Klaebo zdeklasował tego dnia rywali. Drugiego Fina Iivo Niskanena wyprzedził o 20,8 s, a trzeciego Rosjanina Aleksieja Czerwotkina o 23,7.
25-letni Norweg odniósł 49. zwycięstwo w zawodach PŚ, co jest rekordem wśród mężczyzn rywalizujących w biegach narciarskich. W indywidualnej rywalizacji cieszył się z triumfu po raz 46. i pod tym względem zrównał się ze słynnym przed laty rodakiem Bjoernem Daehlie.
Dominik Bury stracił do zwycięzcy 3.36,5, a jego brat Kamil - który zajął 62., ostatnie miejsce - 7.53,2.

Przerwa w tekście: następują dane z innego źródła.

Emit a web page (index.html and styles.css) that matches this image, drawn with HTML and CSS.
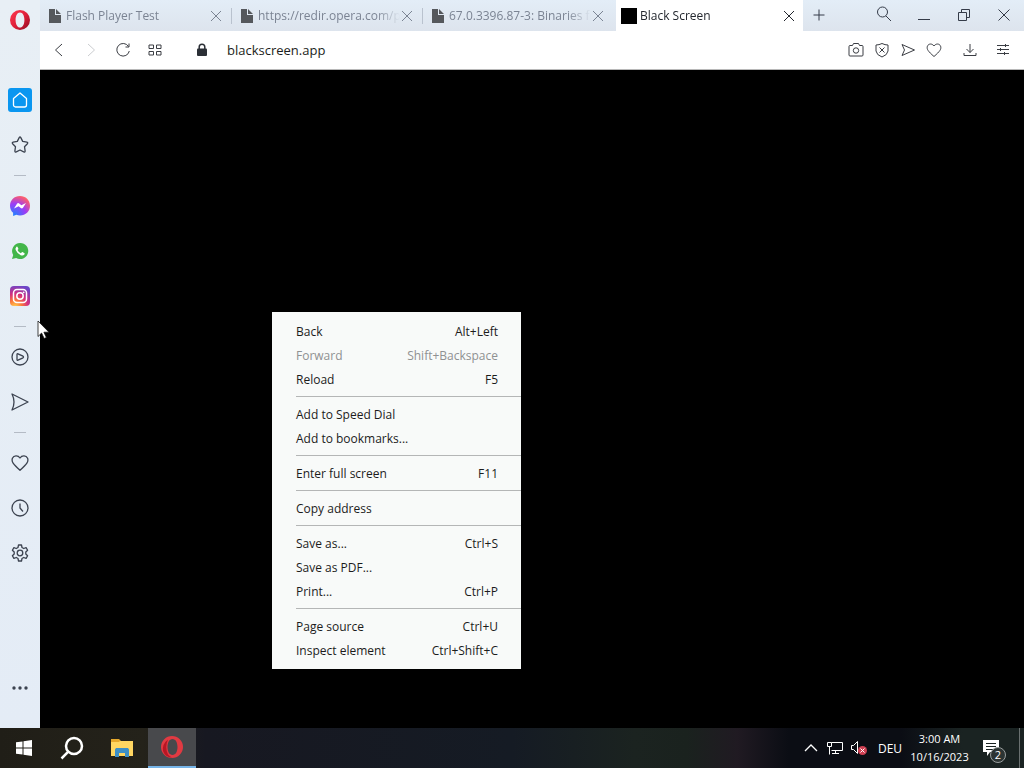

Klaebo wygrał cztery z pięciu dotychczasowych etapów tej edycji Tour de Ski i ma 2 minuty przewagi nad drugim Rosjaninem Aleksandrem Bolszunowem przed ostatnią, wtorkową częścią rywalizacji. Tradycyjnie na zakończenie zaplanowano podbieg na Alpe Cermis. Dominik Bury spadł na 37. miejsce, a jego strata do Norwega wzrosła do 9.05 min. Kamil Bury jest 62., ostatni wśród biorących wciąż udział w zmaganiach, tracąc do lidera 15.37.
Zawody Tour de Ski są zaliczane do klasyfikacji Pucharu Świata. W niej również prowadzi Klaebo, mając na koncie 746 punktów. Bolszunow ma 463, a Norweg Erik Valnes 399. Maciej Staręga zajmuje 65. lokatę z 30 pkt, a Dominik Bury - z dziewięcioma - jest 96.
Wcześniej w poniedziałek w Val di Fiemme odbyły się zawody na 10 km techniką klasyczną ze startu wspólnego kobiet. Wygrała Rosjanka Natalia Niepriajewa, która została też liderką klasyfikacji Tour de Ski. Polki nie startowały.